Exercise inputs =>

====

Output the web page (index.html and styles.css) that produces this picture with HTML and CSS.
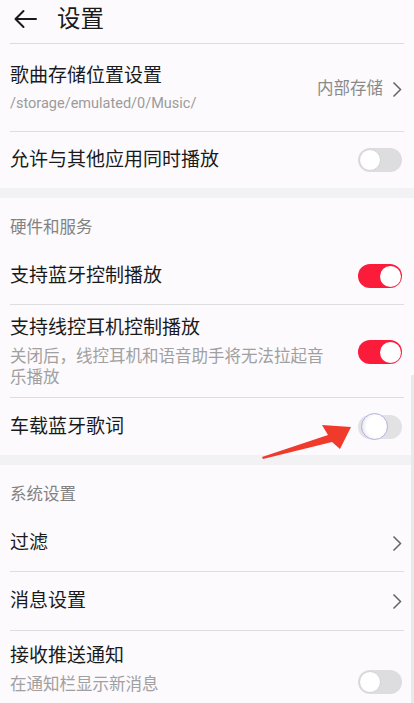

====

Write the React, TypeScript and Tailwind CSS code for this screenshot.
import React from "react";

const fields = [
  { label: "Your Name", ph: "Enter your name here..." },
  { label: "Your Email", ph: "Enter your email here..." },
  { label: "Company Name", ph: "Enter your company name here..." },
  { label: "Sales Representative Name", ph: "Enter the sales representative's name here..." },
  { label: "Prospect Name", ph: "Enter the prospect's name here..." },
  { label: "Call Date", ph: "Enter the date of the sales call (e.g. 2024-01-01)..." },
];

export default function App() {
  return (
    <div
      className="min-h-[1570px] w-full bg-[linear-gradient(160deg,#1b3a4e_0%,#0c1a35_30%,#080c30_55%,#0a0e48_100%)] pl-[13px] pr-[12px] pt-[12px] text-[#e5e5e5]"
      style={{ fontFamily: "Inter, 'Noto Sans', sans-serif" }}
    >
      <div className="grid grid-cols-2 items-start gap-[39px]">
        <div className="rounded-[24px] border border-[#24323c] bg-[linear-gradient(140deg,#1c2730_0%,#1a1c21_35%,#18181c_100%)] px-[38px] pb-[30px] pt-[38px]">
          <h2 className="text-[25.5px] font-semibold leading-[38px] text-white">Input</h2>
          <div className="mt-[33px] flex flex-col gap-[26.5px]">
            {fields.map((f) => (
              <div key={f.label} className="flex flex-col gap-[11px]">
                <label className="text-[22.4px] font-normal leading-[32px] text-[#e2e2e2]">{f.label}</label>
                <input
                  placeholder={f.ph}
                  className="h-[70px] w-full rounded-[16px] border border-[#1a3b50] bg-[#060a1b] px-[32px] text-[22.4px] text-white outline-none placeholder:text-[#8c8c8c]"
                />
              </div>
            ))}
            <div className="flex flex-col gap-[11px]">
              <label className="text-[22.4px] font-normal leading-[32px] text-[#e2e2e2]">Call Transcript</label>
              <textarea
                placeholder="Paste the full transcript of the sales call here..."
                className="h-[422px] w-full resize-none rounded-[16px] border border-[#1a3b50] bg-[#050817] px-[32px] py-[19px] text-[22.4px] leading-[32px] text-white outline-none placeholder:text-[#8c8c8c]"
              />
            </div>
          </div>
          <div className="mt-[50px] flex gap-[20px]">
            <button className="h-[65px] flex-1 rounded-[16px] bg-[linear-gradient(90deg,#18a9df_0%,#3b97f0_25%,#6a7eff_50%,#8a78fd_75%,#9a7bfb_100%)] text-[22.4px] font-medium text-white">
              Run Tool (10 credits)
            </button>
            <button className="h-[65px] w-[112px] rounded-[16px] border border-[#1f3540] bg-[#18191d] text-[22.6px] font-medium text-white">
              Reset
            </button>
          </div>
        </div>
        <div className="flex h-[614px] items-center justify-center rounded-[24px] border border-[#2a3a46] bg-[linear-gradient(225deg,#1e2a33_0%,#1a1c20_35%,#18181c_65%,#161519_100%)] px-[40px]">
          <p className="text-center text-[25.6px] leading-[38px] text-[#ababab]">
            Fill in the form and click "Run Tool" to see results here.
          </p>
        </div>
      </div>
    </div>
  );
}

====

In the listing above, locate the line containing "Write the React, TypeScript" and the line containing "import React from". Extract those two lines and every line between them, exactly as written, and only those.

Write the React, TypeScript and Tailwind CSS code for this screenshot.
import React from "react";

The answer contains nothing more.